I have it installed but hardly ever use it in the performance side I don't think it matters just having it there but not using it I have noticed really poor battery life and the Mac getting hot on simple tasks while using it tough I like to have it for a just in case I need it just my opinion on the subject.:)

Edit:

I would recommend the plug-in Click 2 Flash.

Gonna try that.
 
Many thanks I'll look into the ClickToFlash plug-in. I'll leave it installed then.
 
Yes I do use Safari. Believe it or not I have been using it on my Windows machines for over a year for the love of the MobileMe bookmark syncing. I'll look more into the clicktoflash. Many thanks!:)
 
I use Flash everyday. I haven't had issues with it either. Don't listen to others who complain that they have problems with it. Decide if you have problems with it or not.
 
Wirelessly posted (Mozilla/5.0 (iPhone; U; CPU iPhone OS 3_1_2 like Mac OS X; en-us) AppleWebKit/528.18 (KHTML, like Gecko) Version/4.0 Mobile/7D11 Safari/528.16)

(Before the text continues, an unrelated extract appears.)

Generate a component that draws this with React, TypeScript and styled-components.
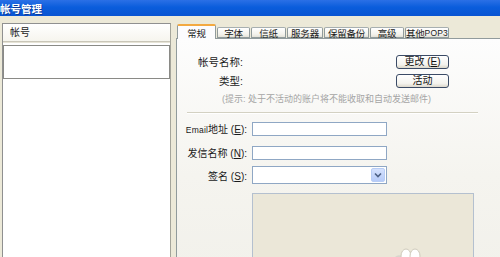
import React from "react";
import styled, { createGlobalStyle } from "styled-components";

const GlobalStyle = createGlobalStyle`
  html, body {
    margin: 0;
    padding: 0;
    overflow: hidden;
    background: #ece9d8;
  }
  * {
    box-sizing: border-box;
  }
`;

const Window = styled.div`
  width: 500px;
  height: 257px;
  overflow: hidden;
  display: flex;
  flex-direction: column;
  background: #ece9d8;
  font-family: "Liberation Sans", "Noto Sans CJK SC", sans-serif;
  font-size: 10px;
  color: #1a1a1a;
`;

const TitleBar = styled.div`
  height: 16px;
  flex: none;
  display: flex;
  align-items: center;
  background: linear-gradient(#2b70e6, #0a5ddc 45%, #0954d2);
  color: #fff;
  font-weight: bold;
  font-size: 10.5px;
  text-shadow: 1px 1px 0 #0a3a9a;
`;

const Body = styled.div`
  flex: 1;
  display: flex;
  align-items: flex-start;
  gap: 5px;
  padding: 7px 0 0 2px;
`;

const AccountList = styled.div`
  width: 169px;
  height: 260px;
  flex: none;
  display: flex;
  flex-direction: column;
  background: #fff;
  border: 1px solid #8f9090;
  border-right-color: #a4a49a;
`;

const ListHeader = styled.div`
  height: 18px;
  line-height: 17px;
  padding-left: 7px;
  background: linear-gradient(#fff, #f6f5ee);
  border-bottom: 1px solid #c9c6b8;
  box-shadow: 0 1px 0 #e6e3d6;
`;

const ListItem = styled.div`
  margin-top: 3px;
  height: 34px;
  border: 1px solid #8a8a86;
`;

const TabArea = styled.div`
  flex: none;
  width: 340px;
  margin-top: 1px;
  display: flex;
  flex-direction: column;
`;

const TabStrip = styled.div`
  height: 14px;
  display: flex;
  align-items: flex-end;
  gap: 1px;
  padding-left: 1px;
  position: relative;
  z-index: 1;
`;

const Tab = styled.div<{ $w: number; $active?: boolean }>`
  width: ${(p) => p.$w}px;
  height: ${(p) => (p.$active ? 15 : 11)}px;
  margin-bottom: ${(p) => (p.$active ? -1 : 0)}px;
  display: flex;
  align-items: center;
  justify-content: center;
  font-size: 9.5px;
  white-space: nowrap;
  letter-spacing: -0.2px;
  border: 1px solid #919b9c;
  border-bottom: ${(p) => (p.$active ? "none" : "1px solid #919b9c")};
  border-top: ${(p) => (p.$active ? "2px solid #f3a940" : "1px solid #a7afb0")};
  border-radius: 2px 2px 0 0;
  background: ${(p) =>
    p.$active ? "#fcfcfe" : "linear-gradient(#fff, #f3f2ec 70%, #e4e2d8)"};
`;

const TabPanel = styled.div`
  height: 230px;
  border: 1px solid #919b9c;
  background: linear-gradient(#fdfdfd, #f5f4ef 60%, #f2f1eb);
  display: flex;
  flex-direction: column;
`;

const TopGrid = styled.div`
  margin-top: 16px;
  display: grid;
  grid-template-columns: 66px 153px 53px;
  grid-auto-rows: 14px;
  row-gap: 5px;
  align-items: center;
`;

const TopLabel = styled.div`
  justify-self: end;
  white-space: nowrap;
  font-size: 10.5px;
  line-height: 14px;
`;

const Button = styled.button`
  height: 14px;
  width: 53px;
  padding: 0;
  font-family: inherit;
  font-size: 10px;
  line-height: 12px;
  color: #111;
  border: 1px solid #3b4b66;
  border-radius: 3px;
  background: linear-gradient(#fff, #f4f3ee 70%, #dcd8cb);
`;

const Hint = styled.div`
  margin: 6px 0 0 45px;
  font-size: 9px;
  line-height: 11px;
  color: #a5a5a5;
  white-space: nowrap;
`;

const Separator = styled.div`
  margin: 7px 0 0 10px;
  width: 291px;
  height: 2px;
  border-top: 1px solid #d3d1c2;
  border-bottom: 1px solid #fff;
`;

const FormGrid = styled.div`
  margin-top: 7px;
  display: grid;
  grid-template-columns: 70px 135px;
  column-gap: 5px;
  align-items: center;
`;

const FormLabel = styled.div<{ $gap: number }>`
  justify-self: end;
  margin-top: ${(p) => p.$gap}px;
  white-space: nowrap;
`;

const Latin = styled.span`
  font-size: 8.5px;
  letter-spacing: 0.2px;
`;

const TextInput = styled.div<{ $gap: number }>`
  height: 14px;
  margin-top: ${(p) => p.$gap}px;
  background: #fff;
  border: 1px solid #8fa7c4;
`;

const Select = styled.div`
  height: 18px;
  margin-top: 6px;
  display: flex;
  justify-content: flex-end;
  align-items: stretch;
  padding: 1px;
  background: #fff;
  border: 1px solid #8fa7c4;
`;

const SelectButton = styled.div`
  width: 14px;
  display: flex;
  align-items: center;
  justify-content: center;
  border: 1px solid #b8cdf5;
  border-radius: 2px;
  background: linear-gradient(#d4e1fd, #b6cbf8);
`;

const Preview = styled.div`
  position: relative;
  margin: 9px 0 0 75px;
  width: 222px;
  height: 70px;
  background: #ebe7d8;
  border: 1px solid #b4c0cf;
`;

const Mascot = styled.svg`
  position: absolute;
  left: 142px;
  top: 54px;
`;

const Acc = ({ k }: { k: string }) => (
  <>
    (<u>{k}</u>)
  </>
);

const tabs = [
  { label: "常规", w: 39, active: true },
  { label: "字体", w: 33 },
  { label: "信纸", w: 35 },
  { label: "服务器", w: 36 },
  { label: "保留备份", w: 45 },
  { label: "高级", w: 34 },
  { label: "其他POP3", w: 44 },
];

const App: React.FC = () => {
  return (
    <Window>
      <GlobalStyle />
      <TitleBar>帐号管理</TitleBar>
      <Body>
        <AccountList>
          <ListHeader>帐号</ListHeader>
          <ListItem />
        </AccountList>
        <TabArea>
          <TabStrip>
            {tabs.map((t) => (
              <Tab key={t.label} $w={t.w} $active={t.active}>
                {t.label.replace("POP3", "")}
                {t.label.includes("POP3") && <Latin>POP3</Latin>}
              </Tab>
            ))}
          </TabStrip>
          <TabPanel>
            <TopGrid>
              <TopLabel>帐号名称:</TopLabel>
              <div />
              <Button>
                更改 <Acc k="E" />
              </Button>
              <TopLabel>类型:</TopLabel>
              <div />
              <Button>活动</Button>
            </TopGrid>
            <Hint>(提示: 处于不活动的账户将不能收取和自动发送邮件)</Hint>
            <Separator />
            <FormGrid>
              <FormLabel $gap={0}>
                <Latin>Email</Latin>地址 <Acc k="E" />:
              </FormLabel>
              <TextInput $gap={0} />
              <FormLabel $gap={9}>
                发信名称 <Acc k="N" />:
              </FormLabel>
              <TextInput $gap={9} />
              <FormLabel $gap={6}>
                签名 <Acc k="S" />:
              </FormLabel>
              <Select>
                <SelectButton>
                  <svg width="8" height="6" viewBox="0 0 8 6">
                    <path d="M1 1.5 L4 4.5 L7 1.5" fill="none" stroke="#4d6185" strokeWidth="1.6" />
                  </svg>
                </SelectButton>
              </Select>
            </FormGrid>
            <Preview>
              <Mascot width="30" height="14" viewBox="0 0 30 14">
                <path d="M0 9 Q3 6 7 8 L7 14 L0 14 Z" fill="#d8d6cc" />
                <ellipse cx="11" cy="8" rx="5" ry="7" fill="#fff" stroke="#cfcabb" />
                <ellipse cx="20" cy="8" rx="5" ry="7" fill="#fff" stroke="#cfcabb" />
              </Mascot>
            </Preview>
          </TabPanel>
        </TabArea>
      </Body>
    </Window>
  );
};

export default App;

I've used flash blockers since the dial-up days over a decade ago, before I started using Macs. Flash has always been mostly just a mild annoyance, but I have it installed on OS X and Windows for a rare occassion that a website requires it.
 
I uninstalled Flash but have Chrome installed (it comes with a built-in Flash plugin) in case I really need to view Flash. I rarely do.

The reason I don't use Click2Flash? It's a great plugin and I used it for a long time, but the problem with it is, it reports your browser as having Flash installed. Any sites tracking browser capabilities will mark you down as a Flash user even if you don't see any Flash. Not having it also enables some sites to deliver alternative content (e.g. MacRumors shows static ads rather than Flash ads ... ok, no one wants to see ads but simple static ads are so much easier on the eye, and MacRumors gets the money).

For YouTube, I use the YouTube5 extension.
 
I have noticed flash is not so awesome
I run into beach ball a great deal of times, but this is my only complaint with my apple products ever.